The National Center for Peanut Competitiveness has issued a brief overview of how a peanut base will be considered on the Farm under the 2014 Farm Bill. At the request of many, here is the summary:
Potential payments for the Price Loss Coverage (PLC) and the Agriculture Risk Coverage (ARC) programs are paid on the farm’s bases associated with a covered commodity.
Covered commodities are wheat, oats, and barley, corn, grain sorghum, long grain rice, medium grain rice, pulse crops, soybeans, other oilseeds, and peanuts.
Cotton is not a covered commodity in the 2014 Farm Bill. Cotton has the STAX program and is not part of the PLC or ARC programs.
All bases (i.e., all covered commodity’s base and cotton base) on a farm as of Sept. 30, 2013 stay in effect under the 2014 Farm Bill.
Base holders can either retain the current farm base or take a one-time reallocation of covered commodities’ base acres.
If taking the one-time reallocation, the four-year average 2009-2012 crop years’ planted acreage will be used.
A farm’s reallocated base cannot exceed the farm’s base on record as of Sept. 30, 2013.
Cotton base is being renamed “generic” base and stays permanent during the life of the farm bill.
Cotton base (i.e., generic base) cannot be used in the one-time reallocation of covered commodities’ base acres nor updated.
Generic base is assigned on a per crop year basis to a covered commodity that is planted on the farm. It is a temporary base. After the season, the temporary covered commodity base goes away. Thus, the generic base (i.e., cotton base) does not change. The following crop season the process is repeated.
For a given crop year, the farmer’s covered commodity (e.g., peanuts) base will be the sum of the current base assigned to that covered commodity plus any generic base that is temporarily assigned to that covered commodity (e.g., peanuts).
Payment acres for price loss coverage (PLC) or agricultural risk coverage (ARC) with the county option will be 85% of the base acres for that covered commodity.

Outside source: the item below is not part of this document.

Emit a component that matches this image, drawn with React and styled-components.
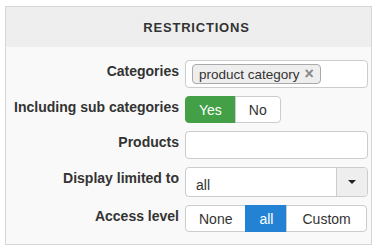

Payment acres for agricultural risk coverage (ARC) with the individual option will be 65% of the base acres for that covered commodity. Example: 200 acres of cropland on the farm
100 acres of cotton base; 50 acres of peanut base; 25 acres of corn base and 10 acres of wheat base: The farm has 185 total base acres out of 200 cropland acres – as of Sept. 30, 2013. On day one of the 2014 Farm Bill, the 100 acres of cotton base is reclassified as 100 acres of generic base. All of the other commodity bases stay the same. On this farm, it has 100 generic base acres and 85 covered commodity crop base acres which are the sum of the peanut base, corn base and wheat base.
If the farmer decides to do the one-time reallocation, only the 85 covered commodity crop base acres can be reallocated but no increase above the 85 base acres is allowed. Furthermore, the 100 generic base acres (previously identified as cotton base) cannot be updated nor permanently reallocated.
The farmer could opt not to reallocate and just retain current farm base. We assume that the farmer just retained the farm’s current base for the rest of this example.
In 2014, farmer plants 70 acres of peanuts, 20 acres of corn, 20 acres of grain sorghum, 20 acres of wheat for a total of 130 acres of covered commodities. The farmer also plants 70 acres of cotton: all 200 acres are planted to either cotton or one of the covered commodities.
The farmer’s total planted acres of the covered commodities for 2014 is 130 acres, which is more than the 100 generic base acres on the farm. Of the 130 acres planted in the covered commodities, 53.8% was planted to peanuts, 15.4% planted to corn, 15.4% planted to grain sorghum, and 15.4% planted to wheat. The farmer can use the 100 generic base acres assigned to the farm and temporarily allocate those base acres to their planted covered commodity in proportion to the share of the covered commodity’s planted acres to the sum of all of their planted covered commodities’ acreages. In this example, the farmer would temporarily allocate 53.8 generic base acres to peanuts (i.e., 53.8% times 100 generic acres), 15.4 generic base acres to corn, 15.4 generic base acres to grain sorghum and 15.4% generic base acres to wheat.
The sum of the temporarily assigned generic bases cannot exceed the total generic base assigned to that farm.
For the 2014 crop year, the farmer has 103.8 acres of peanut base, 40.4 acres of corn base, 15.4 acres of grain sorghum base and 25.4 acres of wheat base. Generic base acres can only be temporarily assigned to a covered commodity that was planted for that year. In 2014, if any payments occur under the PLC or ARC programs, the farmer will be paid on a portion of their total base (i.e., payment acres) assigned to the respective covered commodity.
This process is repeated each crop year.